Photos | Death Grips, Flying Lotus, and Buke & Gase
by Chris Barth, is a contributing writer & photographer in New York.
Visceral and brutal in the most cathartic way possible, Death Grips abused the stage at Le Poisson Rouge at NPR’s CMJ showcase on Wednesday night. Drummer Zach Hill beat his set to bloody bits without a shred of remorse, anchoring an otherwise wheeling and cacophonic set of material from the group’s two full-length 2012 releases. His gunshot beats mixed with a swirl of pre-recorded ether, creating a cyclone of noise in the red-washed room. The Tasmanian Devil turning in the middle of the cyclone, MC Ride, was the center of attention. Shirtless and drenched in sweat, he racing around the stage bellowing harshly satisfying verses as the crowd looked on in awe. This was no sing-along rap show, this was a ferocious, in-your-face rap experience. When it was over and the fire on stage had cooled, Ali Shaheed Muhammed (he of A Tribe Called Quest) returned to his between-set DJ deck looking equal parts impressed and intimidated. Perhaps he put it best: “That was the best set I’ve seen in 2012.”

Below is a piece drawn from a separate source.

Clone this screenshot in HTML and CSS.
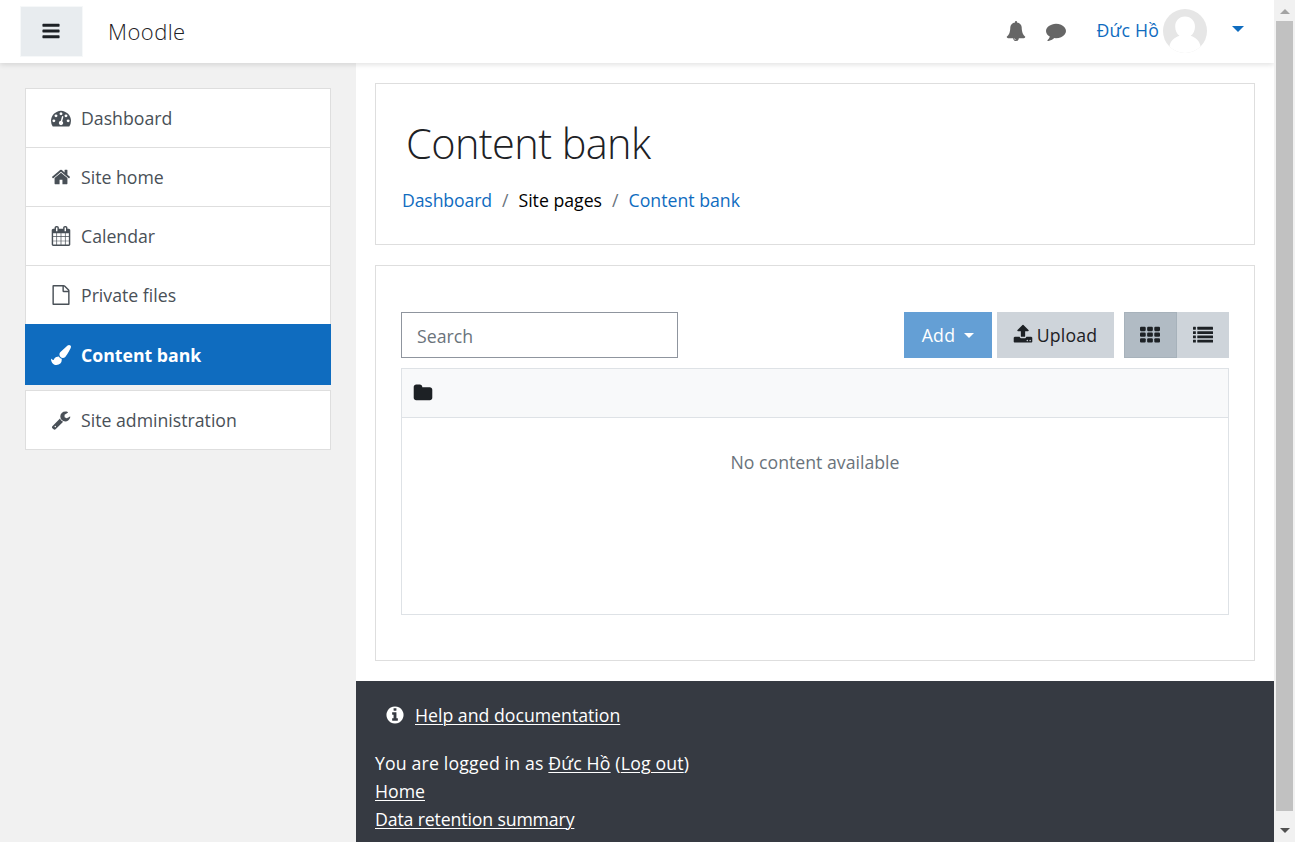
FILE: index.html
```html
<!DOCTYPE html>
<html lang="en">
<head>
<meta charset="utf-8">
<title>Content bank</title>
<link rel="stylesheet" href="styles.css">
</head>
<body>
<div class="window">
  <div class="page">
    <header class="navbar">
      <button class="drawer-toggle" aria-label="Side panel">
        <svg class="icon" viewBox="0 0 1792 1792"><path d="M1664 1344v128q0 26-19 45t-45 19h-1408q-26 0-45-19t-19-45v-128q0-26 19-45t45-19h1408q26 0 45 19t19 45zm0-512v128q0 26-19 45t-45 19h-1408q-26 0-45-19t-19-45v-128q0-26 19-45t45-19h1408q26 0 45 19t19 45zm0-512v128q0 26-19 45t-45 19h-1408q-26 0-45-19t-19-45v-128q0-26 19-45t45-19h1408q26 0 45 19t19 45z"/></svg>
      </button>
      <span class="brand">Moodle</span>
      <div class="tools">
        <svg class="icon" viewBox="0 0 1792 1792"><path d="M912 1696q0-16-16-16-59 0-101.500-42.500t-42.500-101.500q0-16-16-16t-16 16q0 73 51.500 124.500t124.500 51.500q16 0 16-16zm816-288q0 52-38 90t-90 38h-448q0 106-75 181t-181 75-181-75-75-181h-448q-52 0-90-38t-38-90q50-42 91-88t85-119.500 74.500-158.500 50-206 19.500-260q0-152 117-282.500t307-158.500q-8-19-8-39 0-40 28-68t68-28 68 28 28 68q0 20-8 39 190 28 307 158.500t117 282.500q0 139 19.500 260t50 206 74.500 158.500 85 119.500 91 88z"/></svg>
        <svg class="icon" viewBox="0 0 1792 1792"><path d="M1792 896q0 174-120 321.500t-326 233-450 85.500q-70 0-145-8-198 175-460 242-49 14-114 22-17 2-30.500-9t-17.500-29v-1q-3-4-.5-12t2-10 4.500-9.500l6-9 7-8.500 8-9q7-8 31-34.500t34.500-38 31-39.500 32.500-51 27-59 26-76q-157-89-247.500-220t-90.500-281q0-130 71-248.500t191-204.500 286-136.500 348-50.500q244 0 450 85.500t326 233 120 321.500z"/></svg>
      </div>
      <a class="user"><span class="username">Đức Hồ</span>
        <svg class="avatar" viewBox="0 0 44 44"><defs><clipPath id="disc"><circle cx="22" cy="22" r="22"/></clipPath></defs><g clip-path="url(#disc)"><rect width="44" height="44" fill="#e6e6e6"/><path fill="#fff" d="M22 7.500c-6 0-9.800 4.300-9.800 10.200 0 4 1.700 7.200 4.300 9C11 28.500 7.500 32 6.500 37L4 44h36l-2.500-7c-1-5-4.500-8.500-9.800-10.300 2.600-1.800 4.300-5 4.300-9 0-5.900-4-10.200-10-10.200z"/></g></svg>
      </a>
      <span class="caret user-caret"></span>
    </header>
    <div class="columns">
      <nav class="drawer">
        <ul class="nav-group">
          <li class="nav-item"><svg class="icon" viewBox="0 0 1792 1792"><path d="M384 1152q0-53-37.500-90.500t-90.500-37.500-90.500 37.500-37.500 90.500 37.500 90.500 90.500 37.500 90.500-37.500 37.500-90.500zm192-448q0-53-37.500-90.500t-90.500-37.500-90.500 37.500-37.500 90.500 37.500 90.500 90.500 37.500 90.500-37.500 37.500-90.500zm428 481l101-382q6-26-7.500-48.500t-38.500-29.500-48 6.500-30 39.500l-101 382q-60 5-107 43.500t-63 98.500q-20 77 20 146t117 89 146-20 89-117q16-60-6-117t-72-91zm660-33q0-53-37.500-90.500t-90.500-37.500-90.500 37.500-37.500 90.500 37.500 90.500 90.500 37.500 90.500-37.500 37.500-90.500zm-640-640q0-53-37.500-90.500t-90.500-37.500-90.500 37.500-37.500 90.500 37.500 90.500 90.500 37.500 90.500-37.500 37.500-90.500zm448 192q0-53-37.500-90.500t-90.500-37.500-90.500 37.500-37.500 90.500 37.500 90.500 90.500 37.500 90.500-37.500 37.500-90.500zm320 448q0 261-141 483-19 29-54 29h-1402q-35 0-54-29-141-221-141-483 0-182 71-348t191-286 286-191 348-71 348 71 286 191 191 286 71 348z"/></svg><span>Dashboard</span></li>
          <li class="nav-item"><svg class="icon" viewBox="0 0 1792 1792"><path d="M1472 992v480q0 26-19 45t-45 19h-384v-384h-256v384h-384q-26 0-45-19t-19-45v-480q0-1 .5-3t.5-3l575-474 575 474q1 2 1 6zm223-69l-62 74q-8 9-21 11h-3q-13 0-21-7l-692-577-692 577q-12 8-24 7-13-2-21-11l-62-74q-8-10-7-23.500t11-21.500l719-599q32-26 76-26t76 26l244 204v-195q0-14 9-23t23-9h192q14 0 23 9t9 23v408l219 182q10 8 11 21.500t-7 23.500z"/></svg><span>Site home</span></li>
          <li class="nav-item"><svg class="icon" viewBox="0 0 1792 1792"><path d="M192 1664h288v-288h-288v288zm352 0h320v-288h-320v288zm-352-352h288v-320h-288v320zm352 0h320v-320h-320v320zm-352-384h288v-288h-288v288zm736 736h320v-288h-320v288zm-384-736h320v-288h-320v288zm768 736h288v-288h-288v288zm-384-352h320v-320h-320v320zm-352-864v-288q0-13-9.500-22.500t-22.500-9.500h-64q-13 0-22.500 9.500t-9.500 22.500v288q0 13 9.500 22.500t22.500 9.500h64q13 0 22.500-9.500t9.500-22.500zm736 864h288v-320h-288v320zm-384-384h320v-288h-320v288zm384 0h288v-288h-288v288zm32-480v-288q0-13-9.500-22.500t-22.500-9.500h-64q-13 0-22.500 9.500t-9.500 22.500v288q0 13 9.500 22.500t22.500 9.500h64q13 0 22.500-9.500t9.500-22.500zm384-64v1280q0 52-38 90t-90 38h-1408q-52 0-90-38t-38-90v-1280q0-52 38-90t90-38h128v-96q0-66 47-113t113-47h64q66 0 113 47t47 113v96h384v-96q0-66 47-113t113-47h64q66 0 113 47t47 113v96h128q52 0 90 38t38 90z"/></svg><span>Calendar</span></li>
          <li class="nav-item"><svg class="icon" viewBox="0 0 1792 1792"><path d="M1596 380q28 28 48 76t20 88v1152q0 40-28 68t-68 28h-1344q-40 0-68-28t-28-68v-1600q0-40 28-68t68-28h896q40 0 88 20t76 48zm-444-244v376h376q-10-29-22-41l-313-313q-12-12-41-22zm384 1528v-1024h-416q-40 0-68-28t-28-68v-416h-768v1536h1280z"/></svg><span>Private files</span></li>
          <li class="nav-item active"><svg class="icon" viewBox="0 0 1792 1792"><path d="M1615 0q70 0 122.500 46.500t52.500 116.500q0 63-45 151-332 629-465 752-97 91-218 91-126 0-216.500-92.500t-90.500-219.500q0-128 92-212l638-579q59-54 130-54zm-909 1034q39 76 106.500 130t150.500 76l1 71q4 213-129.500 347t-348.500 134q-123 0-218-46.500t-152.500-127.500-86.500-183-29-220q7 5 41 30t62 44.500 59 36.500 46 17q41 0 55-37 25-66 57.500-112.500t69.500-76 88-47.500 103-25.500 125-10.500z"/></svg><span>Content bank</span></li>
        </ul>
        <ul class="nav-group">
          <li class="nav-item"><svg class="icon" viewBox="0 0 1792 1792"><path d="M448 1472q0-26-19-45t-45-19-45 19-19 45 19 45 45 19 45-19 19-45zm644-420l-682 682q-37 37-90 37-52 0-91-37l-106-108q-38-36-38-90 0-53 38-91l681-681q39 98 114.500 173.500t173.500 114.500zm634-435q0 39-23 106-47 134-164.500 217.500t-258.500 83.500q-185 0-316.500-131.500t-131.500-316.500 131.500-316.500 316.500-131.500q58 0 121.500 16.500t107.500 46.500q16 11 16 28t-16 28l-293 169v224l193 107q5-3 79-48.500t135.500-81 70.500-35.500q15 0 23.500 10t8.500 25z"/></svg><span>Site administration</span></li>
        </ul>
      </nav>
      <div class="main">
        <section class="card page-header">
          <h1>Content bank</h1>
          <div class="breadcrumb"><a>Dashboard</a><i>/</i><span>Site pages</span><i>/</i><a>Content bank</a></div>
        </section>
        <section class="card content">
          <div class="toolbar">
            <input class="search" type="text" placeholder="Search">
            <div class="actions">
              <button class="btn btn-add"><span>Add</span><span class="caret"></span></button>
              <button class="btn btn-upload"><svg class="icon" viewBox="0 0 1792 1792"><path d="M1344 1472q0-26-19-45t-45-19-45 19-19 45 19 45 45 19 45-19 19-45zm256 0q0-26-19-45t-45-19-45 19-19 45 19 45 45 19 45-19 19-45zm128-224v320q0 40-28 68t-68 28h-1472q-40 0-68-28t-28-68v-320q0-40 28-68t68-28h427q21 56 70.500 92t110.500 36h256q61 0 110.500-36t70.500-92h427q40 0 68 28t28 68zm-325-648q-17 40-59 40h-256v448q0 26-19 45t-45 19h-256q-26 0-45-19t-19-45v-448h-256q-42 0-59-40-17-39 14-69l448-448q18-19 45-19t45 19l448 448q31 30 14 69z"/></svg><span>Upload</span></button>
              <div class="view-switch">
                <button class="btn btn-grid" aria-label="Icons"><svg class="icon" viewBox="0 0 1792 1792"><g><rect x="0" y="256" width="512" height="384" rx="96"/><rect x="640" y="256" width="512" height="384" rx="96"/><rect x="1280" y="256" width="512" height="384" rx="96"/><rect x="0" y="768" width="512" height="384" rx="96"/><rect x="640" y="768" width="512" height="384" rx="96"/><rect x="1280" y="768" width="512" height="384" rx="96"/><rect x="0" y="1280" width="512" height="384" rx="96"/><rect x="640" y="1280" width="512" height="384" rx="96"/><rect x="1280" y="1280" width="512" height="384" rx="96"/></g></svg></button>
                <button class="btn btn-list" aria-label="List"><svg class="icon" viewBox="0 0 1792 1792"><g><rect x="0" y="256" width="256" height="256" rx="32"/><rect x="384" y="256" width="1408" height="256" rx="32"/><rect x="0" y="640" width="256" height="256" rx="32"/><rect x="384" y="640" width="1408" height="256" rx="32"/><rect x="0" y="1024" width="256" height="256" rx="32"/><rect x="384" y="1024" width="1408" height="256" rx="32"/><rect x="0" y="1408" width="256" height="256" rx="32"/><rect x="384" y="1408" width="1408" height="256" rx="32"/></g></svg></button>
              </div>
            </div>
          </div>
          <div class="bank">
            <div class="bank-path"><svg class="icon" viewBox="0 0 1792 1792"><path d="M1728 608v704q0 92-66 158t-158 66h-1216q-92 0-158-66t-66-158v-960q0-92 66-158t158-66h320q92 0 158 66t66 158v32h672q92 0 158 66t66 158z"/></svg></div>
            <p class="empty">No content available</p>
          </div>
        </section>
        <footer class="footer">
          <div class="help"><svg class="icon" viewBox="0 0 1792 1792"><path d="M1152 1376v-160q0-14-9-23t-23-9h-96v-512q0-14-9-23t-23-9h-320q-14 0-23 9t-9 23v160q0 14 9 23t23 9h96v320h-96q-14 0-23 9t-9 23v160q0 14 9 23t23 9h448q14 0 23-9t9-23zm-128-896v-160q0-14-9-23t-23-9h-192q-14 0-23 9t-9 23v160q0 14 9 23t23 9h192q14 0 23-9t9-23zm640 416q0 209-103 385.500t-279.500 279.500-385.500 103-385.500-103-279.500-279.500-103-385.500 103-385.500 279.500-279.500 385.500-103 385.500 103 279.500 279.500 103 385.500z"/></svg><a>Help and documentation</a></div>
          <div class="login">You are logged in as <a>Đức Hồ</a> (<a>Log out</a>)</div>
          <div><a>Home</a></div>
          <div><a class="retention">Data retention summary</a></div>
        </footer>
      </div>
    </div>
  </div>
  <div class="scrollbar"><span class="arrow up"></span><span class="thumb"></span><span class="arrow down"></span></div>
</div>
</body>
</html>
```
FILE: styles.css
```css
* { box-sizing: border-box; }
body {
  margin: 0;
  font: 17.7px/28px "Open Sans", "Noto Sans", sans-serif;
  color: #1d2125;
  background: #fff;
  overflow: hidden;
}
ul { list-style: none; margin: 0; padding: 0; }
button, input { font: inherit; color: inherit; letter-spacing: inherit; }
button { border: 0; padding: 0; }
.icon { width: 20px; height: 20px; fill: currentColor; flex: none; display: block; }
.caret { border: 5.500px solid transparent; border-top-color: currentColor; border-bottom: 0; flex: none; }

.window { display: flex; width: 1295px; height: 842px; }
.page { width: 1274px; display: flex; flex-direction: column; }

.navbar {
  height: 63px;
  flex: none;
  display: flex;
  align-items: center;
  padding: 0 30px 0 21px;
  background: #fff;
  box-shadow: 0 2px 5px rgba(0, 0, 0, .11);
  position: relative;
}
.drawer-toggle {
  width: 61px;
  height: 49px;
  background: #e8ecef;
  box-shadow: 0 0 0 1px #f6f8f9;
  display: flex;
  justify-content: center;
  align-items: center;
  padding: 0 1px 2px 0;
}
.brand { margin-left: 26px; font-size: 22px; font-weight: 300; letter-spacing: .45px; padding-bottom: 1px; }
.tools { display: flex; gap: 20px; margin-left: auto; padding-bottom: 2px; color: #666; }
.user { display: flex; align-items: center; gap: 4px; margin-left: 30px; padding-bottom: 2px; color: #0f6cbf; }
.username { padding-bottom: 2px; letter-spacing: .2px; }
.avatar { width: 44px; height: 44px; }
.user-caret { color: #0f6cbf; margin: 0 0 6px 25px; border-width: 6px 6px 0; }

.columns { flex: 1; display: flex; min-height: 0; }
.drawer {
  width: 356px;
  background: #f1f1f1;
  padding: 25px 25px 0;
  display: flex;
  flex-direction: column;
  gap: 5px;
}
.nav-item {
  height: 59px;
  display: flex;
  align-items: center;
  gap: 10px;
  padding: 0 25px 0 25px;
  border: 1px solid #dedede;
  border-bottom: 0;
  background: #fff;
  color: #495057;
}
.nav-item:last-child { border-bottom: 1px solid #dedede; height: 60px; }
.nav-item.active:last-child {
  height: 61px;
  background: #0f6cbf;
  border-color: #0f6cbf;
  color: #fff;
  font-weight: 700;
}

.main { flex: 1; display: flex; flex-direction: column; padding-top: 20px; }
.card { border: 1px solid #dedede; margin: 0 19px 20px; }
.page-header { height: 162px; padding: 34px 26px 0; }
h1 { margin: 0 0 20px 4px; font-size: 41.500px; letter-spacing: -.6px; line-height: 50px; font-weight: 300; }
.breadcrumb { display: flex; color: #000; line-height: 24px; }
.breadcrumb a { color: #0f6cbf; }
.breadcrumb a:first-child { letter-spacing: -.15px; }
.breadcrumb i { font-style: normal; color: #6a737b; padding: 0 10px; }
.content { height: 396px; padding: 46px 25px 0; }
.toolbar { display: flex; justify-content: space-between; height: 46px; margin-bottom: 10px; }
.search { width: 277px; padding: 2px 15px 0; border: 1px solid #8f959e; background: #fff; }
.search::placeholder { color: #6a737b; opacity: 1; }
.actions { display: flex; gap: 5px; }
.btn { display: flex; align-items: center; justify-content: center; background: #ced4da; }
.btn-add { width: 88px; gap: 9px; background: #649fd5; color: #fff; letter-spacing: .3px; }
.btn-upload { width: 117px; gap: 4px; padding-right: 1px; letter-spacing: .15px; }
.view-switch { display: flex; margin-left: 5px; }
.btn .icon { margin-bottom: 2px; }
.btn-grid { width: 53px; padding-right: 1px; background: #b1bbc4; border: 1px solid #a7b2bb; }
.btn-list { width: 52px; }
.bank { height: 247px; border: 1px solid #dee2e6; }
.bank-path { height: 49px; padding: 14px 11px; background: #f8f9fa; border-bottom: 1px solid #dee2e6; }
.empty { margin: 30px 0 0; text-align: center; color: #6a737b; }

.footer { flex: 1; background: #363a42; color: #fff; padding: 20px 19px 0; white-space: nowrap; }
.footer a { text-decoration: underline; text-decoration-thickness: 1px; text-underline-offset: 2px; }
.help { display: flex; align-items: center; gap: 10px; padding-left: 10px; margin-bottom: 20px; }
.login { letter-spacing: .16px; }
.retention { letter-spacing: -.14px; }

.scrollbar {
  width: 21px;
  background: #f1f1f1;
  display: flex;
  flex-direction: column;
  align-items: center;
  position: relative;
}
.arrow { border: 5px solid transparent; }
.up { margin-top: 9px; border-top: 0; border-bottom-color: #a3a3a3; }
.down { margin-top: 17px; border-bottom: 0; border-top-color: #505050; }
.thumb { width: 17px; height: 790px; margin-top: 7px; background: #c1c1c1; }
```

Opening for Death Grips, juxtaposition-victims Buke & Gase did an admirable job of turning up the volume on their hybrid instruments, grabbing the attention of the more hip-hop minded fans in the crowd. Arone and Aron and their homespun set-up might give the impression of gimmick, but they are far from it. Arone’s voice is enchanting and they can both shred.
Cooling things down at the end of the night was Flying Lotus, one of the best producer/DJs in the game. Though his recorded material can be eccentric and dense, he showed an uncanny ability to tap into the mood of the dancefloor – something Muhammed had struggled to do all night – mixing brilliant original tunes with crowd favorite tracks like Kanye and Jay-Z’s “Ni**as in Paris.” “Putty Boy Strut,” off FlyLo’s latest, Until The Quiet Comes, was a highlight, and the entire set was a welcome treat.